The Centre organised a one-day roundtable discussion on Knowledge and Multilateral Interventions, which was held on 12 July 1999, at Trinity College, Cambridge. The purpose of the meeting was to examine the UN’s use of information in the Bosnia and Cambodia operations, and possible lessons that could be taken from these experiences to inform present ‘interventions’. Participants included Christopher Bayly, John Boyd (Churchill College, Cambridge), Yusuke Dan (Tokai University, Japan), John Grimond (The Economist), Magnus Lennartsson (Swedish Ministry for Foreign Affairs), Rama Mani (Faculty of Social and Political Sciences, Cambridge), Edward Mortimer (UN), Thant Myint-U (UN), Izumi Nakamitsu (International IDEA), Paul Risely (International Criminal Tribunal for the Former Yugoslavia), Emma Rothschild, and Elizabeth Sellwood (Royal Institute of International Affairs).

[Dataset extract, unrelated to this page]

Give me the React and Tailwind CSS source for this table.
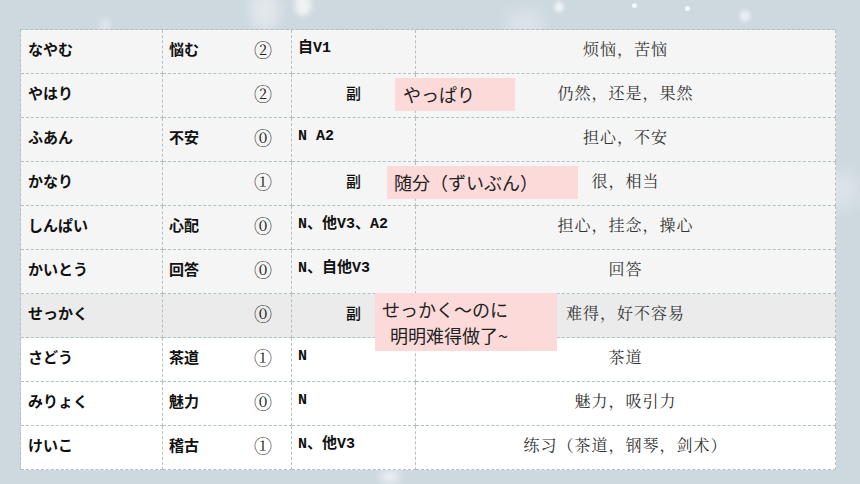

In the same month there was an international conference on the Peculiarities of the British Economic Experience, at King’s College, Cambridge. There were four sessions: Foreign Observers, Free Trade and Protection, Fiscal Policy and Empire. Presentations were made by Peter Cain (Sheffield Hallam University), Martin Daunton (Churchill College, Cambridge), Anthony Howe (LSE), Patrick O’Brien (Institute of Historical Research, University of London), George Peden (University of Stirling), Emma Rothschild, Cheryl Schonhardt-Bailey (LSE), James Thompson (King’s College, Cambridge), Frank Trentmann (Princeton University), and Donald Winch (University of Sussex).